[EXERCISE PROMPT]
Copy out all the lines exactly. Omit pictures.

[DATASET SECTION]
:::::

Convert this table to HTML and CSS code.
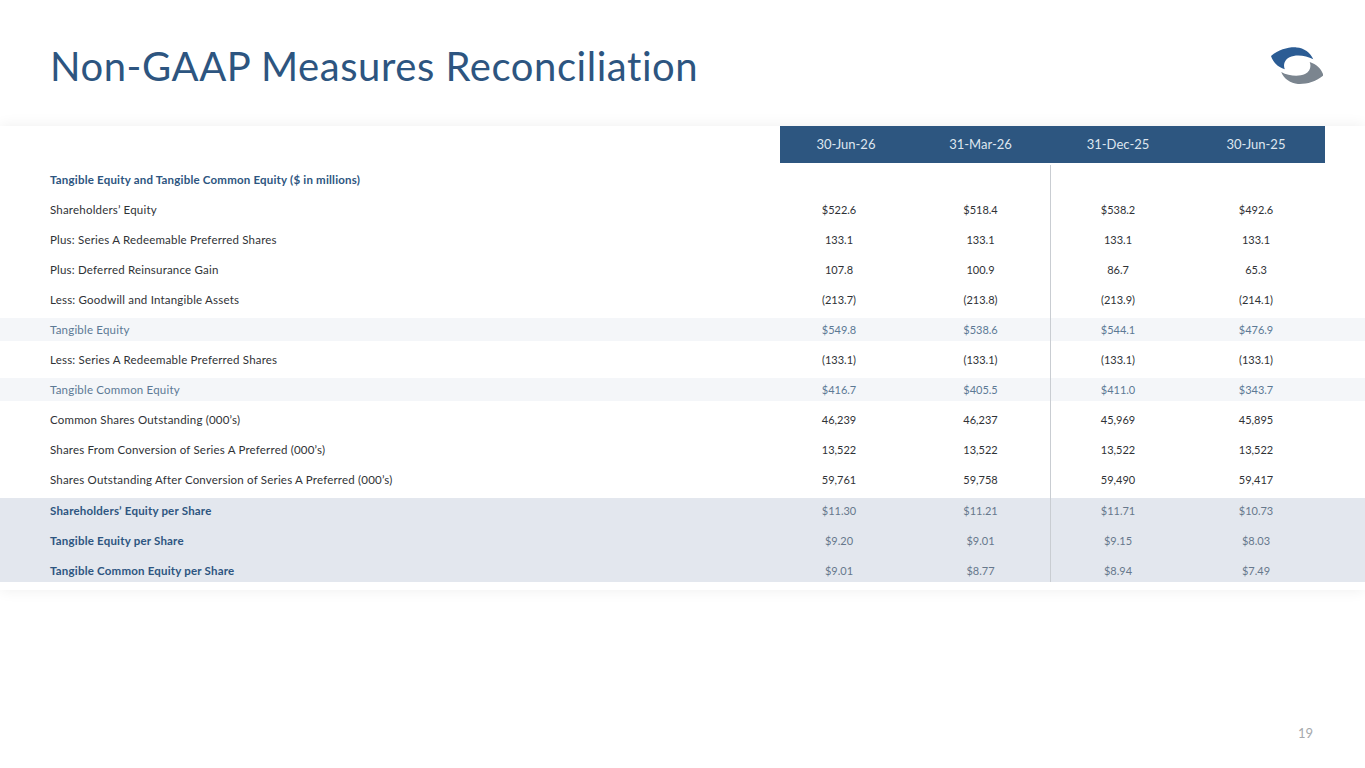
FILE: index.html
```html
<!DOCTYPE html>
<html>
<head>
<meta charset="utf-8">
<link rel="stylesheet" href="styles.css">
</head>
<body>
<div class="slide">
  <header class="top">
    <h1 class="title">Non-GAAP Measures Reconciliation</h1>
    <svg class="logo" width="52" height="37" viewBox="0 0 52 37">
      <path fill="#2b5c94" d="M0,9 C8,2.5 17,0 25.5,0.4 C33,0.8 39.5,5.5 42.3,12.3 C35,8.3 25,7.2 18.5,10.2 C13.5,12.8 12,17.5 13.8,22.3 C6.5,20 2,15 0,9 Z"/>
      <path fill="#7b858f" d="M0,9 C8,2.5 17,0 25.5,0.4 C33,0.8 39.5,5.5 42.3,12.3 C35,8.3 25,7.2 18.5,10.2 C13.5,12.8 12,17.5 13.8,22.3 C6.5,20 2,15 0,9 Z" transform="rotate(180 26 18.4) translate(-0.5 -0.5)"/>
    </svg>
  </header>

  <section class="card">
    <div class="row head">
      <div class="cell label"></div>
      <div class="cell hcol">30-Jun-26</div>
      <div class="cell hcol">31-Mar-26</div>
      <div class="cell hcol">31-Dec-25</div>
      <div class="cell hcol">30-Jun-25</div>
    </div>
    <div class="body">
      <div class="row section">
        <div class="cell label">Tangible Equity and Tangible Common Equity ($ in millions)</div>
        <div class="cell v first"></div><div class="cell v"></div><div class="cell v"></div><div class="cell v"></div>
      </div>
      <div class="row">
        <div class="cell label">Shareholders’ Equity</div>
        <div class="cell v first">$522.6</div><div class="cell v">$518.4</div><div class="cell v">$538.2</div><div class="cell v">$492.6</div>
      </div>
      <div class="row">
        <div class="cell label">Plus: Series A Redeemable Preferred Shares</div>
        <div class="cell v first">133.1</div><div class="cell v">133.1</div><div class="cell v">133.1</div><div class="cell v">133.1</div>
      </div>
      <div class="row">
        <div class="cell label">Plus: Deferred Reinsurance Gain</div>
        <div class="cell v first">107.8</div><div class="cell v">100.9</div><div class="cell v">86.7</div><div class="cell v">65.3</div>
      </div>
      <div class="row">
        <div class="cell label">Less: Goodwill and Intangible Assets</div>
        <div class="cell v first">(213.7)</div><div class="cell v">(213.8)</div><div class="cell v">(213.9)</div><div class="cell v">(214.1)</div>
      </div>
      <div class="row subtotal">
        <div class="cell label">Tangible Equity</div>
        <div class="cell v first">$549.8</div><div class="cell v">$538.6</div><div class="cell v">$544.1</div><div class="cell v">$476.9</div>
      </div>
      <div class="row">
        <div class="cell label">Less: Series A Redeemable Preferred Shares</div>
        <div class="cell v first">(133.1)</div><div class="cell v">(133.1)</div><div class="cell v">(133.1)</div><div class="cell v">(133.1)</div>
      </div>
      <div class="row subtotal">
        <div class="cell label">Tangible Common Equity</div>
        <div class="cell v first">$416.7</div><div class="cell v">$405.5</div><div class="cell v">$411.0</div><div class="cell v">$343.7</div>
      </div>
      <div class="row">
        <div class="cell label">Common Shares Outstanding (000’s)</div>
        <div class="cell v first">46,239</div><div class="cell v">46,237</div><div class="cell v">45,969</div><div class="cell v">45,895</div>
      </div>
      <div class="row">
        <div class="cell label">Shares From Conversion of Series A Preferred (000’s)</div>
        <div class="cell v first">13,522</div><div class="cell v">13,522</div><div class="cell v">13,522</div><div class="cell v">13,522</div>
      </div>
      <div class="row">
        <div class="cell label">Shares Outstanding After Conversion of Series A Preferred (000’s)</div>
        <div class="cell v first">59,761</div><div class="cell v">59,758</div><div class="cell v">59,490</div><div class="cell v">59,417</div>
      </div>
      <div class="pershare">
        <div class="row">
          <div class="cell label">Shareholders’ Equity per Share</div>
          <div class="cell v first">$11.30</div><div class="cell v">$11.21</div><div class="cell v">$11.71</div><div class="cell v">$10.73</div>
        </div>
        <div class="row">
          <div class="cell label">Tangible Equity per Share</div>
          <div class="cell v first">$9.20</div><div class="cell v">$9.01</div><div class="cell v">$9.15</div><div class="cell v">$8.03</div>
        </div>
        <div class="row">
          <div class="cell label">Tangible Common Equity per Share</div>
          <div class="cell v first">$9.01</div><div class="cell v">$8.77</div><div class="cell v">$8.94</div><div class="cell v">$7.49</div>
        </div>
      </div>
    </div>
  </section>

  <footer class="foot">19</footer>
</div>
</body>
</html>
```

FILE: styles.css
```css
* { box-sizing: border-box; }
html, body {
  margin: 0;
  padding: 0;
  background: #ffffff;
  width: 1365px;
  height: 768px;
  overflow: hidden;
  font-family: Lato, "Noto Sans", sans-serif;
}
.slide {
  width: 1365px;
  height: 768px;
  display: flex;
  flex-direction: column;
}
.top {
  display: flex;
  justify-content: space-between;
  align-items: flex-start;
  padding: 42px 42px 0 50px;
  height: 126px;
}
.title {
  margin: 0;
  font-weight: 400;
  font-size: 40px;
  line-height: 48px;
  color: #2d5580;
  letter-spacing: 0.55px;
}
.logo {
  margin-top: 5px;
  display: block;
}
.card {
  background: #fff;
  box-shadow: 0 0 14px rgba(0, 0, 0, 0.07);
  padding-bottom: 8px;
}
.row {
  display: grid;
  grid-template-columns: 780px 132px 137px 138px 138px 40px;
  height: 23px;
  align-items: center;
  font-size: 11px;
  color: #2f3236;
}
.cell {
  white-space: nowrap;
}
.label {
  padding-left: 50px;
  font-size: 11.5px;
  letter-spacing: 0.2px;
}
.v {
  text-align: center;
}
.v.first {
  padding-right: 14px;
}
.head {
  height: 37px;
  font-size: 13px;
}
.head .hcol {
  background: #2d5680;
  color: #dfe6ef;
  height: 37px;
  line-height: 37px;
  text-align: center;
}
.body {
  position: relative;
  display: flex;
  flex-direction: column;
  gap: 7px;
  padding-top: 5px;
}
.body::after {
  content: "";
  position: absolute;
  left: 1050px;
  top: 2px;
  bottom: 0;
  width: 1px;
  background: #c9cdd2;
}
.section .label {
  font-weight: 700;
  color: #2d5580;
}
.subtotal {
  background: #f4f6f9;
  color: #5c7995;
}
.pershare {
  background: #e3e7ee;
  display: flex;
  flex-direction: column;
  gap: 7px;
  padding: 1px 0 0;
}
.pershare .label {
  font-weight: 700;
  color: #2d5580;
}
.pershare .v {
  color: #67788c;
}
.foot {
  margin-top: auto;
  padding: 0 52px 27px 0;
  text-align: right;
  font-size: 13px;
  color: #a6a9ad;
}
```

:::::

[CORRECT RESPONSE]
Convert this table to HTML and CSS code.
FILE: index.html
```html
<!DOCTYPE html>
<html>
<head>
<meta charset="utf-8">
<link rel="stylesheet" href="styles.css">
</head>
<body>
<div class="slide">
  <header class="top">
    <h1 class="title">Non-GAAP Measures Reconciliation</h1>
    <svg class="logo" width="52" height="37" viewBox="0 0 52 37">
      <path fill="#2b5c94" d="M0,9 C8,2.5 17,0 25.5,0.4 C33,0.8 39.5,5.5 42.3,12.3 C35,8.3 25,7.2 18.5,10.2 C13.5,12.8 12,17.5 13.8,22.3 C6.5,20 2,15 0,9 Z"/>
      <path fill="#7b858f" d="M0,9 C8,2.5 17,0 25.5,0.4 C33,0.8 39.5,5.5 42.3,12.3 C35,8.3 25,7.2 18.5,10.2 C13.5,12.8 12,17.5 13.8,22.3 C6.5,20 2,15 0,9 Z" transform="rotate(180 26 18.4) translate(-0.5 -0.5)"/>
    </svg>
  </header>

  <section class="card">
    <div class="row head">
      <div class="cell label"></div>
      <div class="cell hcol">30-Jun-26</div>
      <div class="cell hcol">31-Mar-26</div>
      <div class="cell hcol">31-Dec-25</div>
      <div class="cell hcol">30-Jun-25</div>
    </div>
    <div class="body">
      <div class="row section">
        <div class="cell label">Tangible Equity and Tangible Common Equity ($ in millions)</div>
        <div class="cell v first"></div><div class="cell v"></div><div class="cell v"></div><div class="cell v"></div>
      </div>
      <div class="row">
        <div class="cell label">Shareholders’ Equity</div>
        <div class="cell v first">$522.6</div><div class="cell v">$518.4</div><div class="cell v">$538.2</div><div class="cell v">$492.6</div>
      </div>
      <div class="row">
        <div class="cell label">Plus: Series A Redeemable Preferred Shares</div>
        <div class="cell v first">133.1</div><div class="cell v">133.1</div><div class="cell v">133.1</div><div class="cell v">133.1</div>
      </div>
      <div class="row">
        <div class="cell label">Plus: Deferred Reinsurance Gain</div>
        <div class="cell v first">107.8</div><div class="cell v">100.9</div><div class="cell v">86.7</div><div class="cell v">65.3</div>
      </div>
      <div class="row">
        <div class="cell label">Less: Goodwill and Intangible Assets</div>
        <div class="cell v first">(213.7)</div><div class="cell v">(213.8)</div><div class="cell v">(213.9)</div><div class="cell v">(214.1)</div>
      </div>
      <div class="row subtotal">
        <div class="cell label">Tangible Equity</div>
        <div class="cell v first">$549.8</div><div class="cell v">$538.6</div><div class="cell v">$544.1</div><div class="cell v">$476.9</div>
      </div>
      <div class="row">
        <div class="cell label">Less: Series A Redeemable Preferred Shares</div>
        <div class="cell v first">(133.1)</div><div class="cell v">(133.1)</div><div class="cell v">(133.1)</div><div class="cell v">(133.1)</div>
      </div>
      <div class="row subtotal">
        <div class="cell label">Tangible Common Equity</div>
        <div class="cell v first">$416.7</div><div class="cell v">$405.5</div><div class="cell v">$411.0</div><div class="cell v">$343.7</div>
      </div>
      <div class="row">
        <div class="cell label">Common Shares Outstanding (000’s)</div>
        <div class="cell v first">46,239</div><div class="cell v">46,237</div><div class="cell v">45,969</div><div class="cell v">45,895</div>
      </div>
      <div class="row">
        <div class="cell label">Shares From Conversion of Series A Preferred (000’s)</div>
        <div class="cell v first">13,522</div><div class="cell v">13,522</div><div class="cell v">13,522</div><div class="cell v">13,522</div>
      </div>
      <div class="row">
        <div class="cell label">Shares Outstanding After Conversion of Series A Preferred (000’s)</div>
        <div class="cell v first">59,761</div><div class="cell v">59,758</div><div class="cell v">59,490</div><div class="cell v">59,417</div>
      </div>
      <div class="pershare">
        <div class="row">
          <div class="cell label">Shareholders’ Equity per Share</div>
          <div class="cell v first">$11.30</div><div class="cell v">$11.21</div><div class="cell v">$11.71</div><div class="cell v">$10.73</div>
        </div>
        <div class="row">
          <div class="cell label">Tangible Equity per Share</div>
          <div class="cell v first">$9.20</div><div class="cell v">$9.01</div><div class="cell v">$9.15</div><div class="cell v">$8.03</div>
        </div>
        <div class="row">
          <div class="cell label">Tangible Common Equity per Share</div>
          <div class="cell v first">$9.01</div><div class="cell v">$8.77</div><div class="cell v">$8.94</div><div class="cell v">$7.49</div>
        </div>
      </div>
    </div>
  </section>

  <footer class="foot">19</footer>
</div>
</body>
</html>
```

FILE: styles.css
```css
* { box-sizing: border-box; }
html, body {
  margin: 0;
  padding: 0;
  background: #ffffff;
  width: 1365px;
  height: 768px;
  overflow: hidden;
  font-family: Lato, "Noto Sans", sans-serif;
}
.slide {
  width: 1365px;
  height: 768px;
  display: flex;
  flex-direction: column;
}
.top {
  display: flex;
  justify-content: space-between;
  align-items: flex-start;
  padding: 42px 42px 0 50px;
  height: 126px;
}
.title {
  margin: 0;
  font-weight: 400;
  font-size: 40px;
  line-height: 48px;
  color: #2d5580;
  letter-spacing: 0.55px;
}
.logo {
  margin-top: 5px;
  display: block;
}
.card {
  background: #fff;
  box-shadow: 0 0 14px rgba(0, 0, 0, 0.07);
  padding-bottom: 8px;
}
.row {
  display: grid;
  grid-template-columns: 780px 132px 137px 138px 138px 40px;
  height: 23px;
  align-items: center;
  font-size: 11px;
  color: #2f3236;
}
.cell {
  white-space: nowrap;
}
.label {
  padding-left: 50px;
  font-size: 11.5px;
  letter-spacing: 0.2px;
}
.v {
  text-align: center;
}
.v.first {
  padding-right: 14px;
}
.head {
  height: 37px;
  font-size: 13px;
}
.head .hcol {
  background: #2d5680;
  color: #dfe6ef;
  height: 37px;
  line-height: 37px;
  text-align: center;
}
.body {
  position: relative;
  display: flex;
  flex-direction: column;
  gap: 7px;
  padding-top: 5px;
}
.body::after {
  content: "";
  position: absolute;
  left: 1050px;
  top: 2px;
  bottom: 0;
  width: 1px;
  background: #c9cdd2;
}
.section .label {
  font-weight: 700;
  color: #2d5580;
}
.subtotal {
  background: #f4f6f9;
  color: #5c7995;
}
.pershare {
  background: #e3e7ee;
  display: flex;
  flex-direction: column;
  gap: 7px;
  padding: 1px 0 0;
}
.pershare .label {
  font-weight: 700;
  color: #2d5580;
}
.pershare .v {
  color: #67788c;
}
.foot {
  margin-top: auto;
  padding: 0 52px 27px 0;
  text-align: right;
  font-size: 13px;
  color: #a6a9ad;
}
```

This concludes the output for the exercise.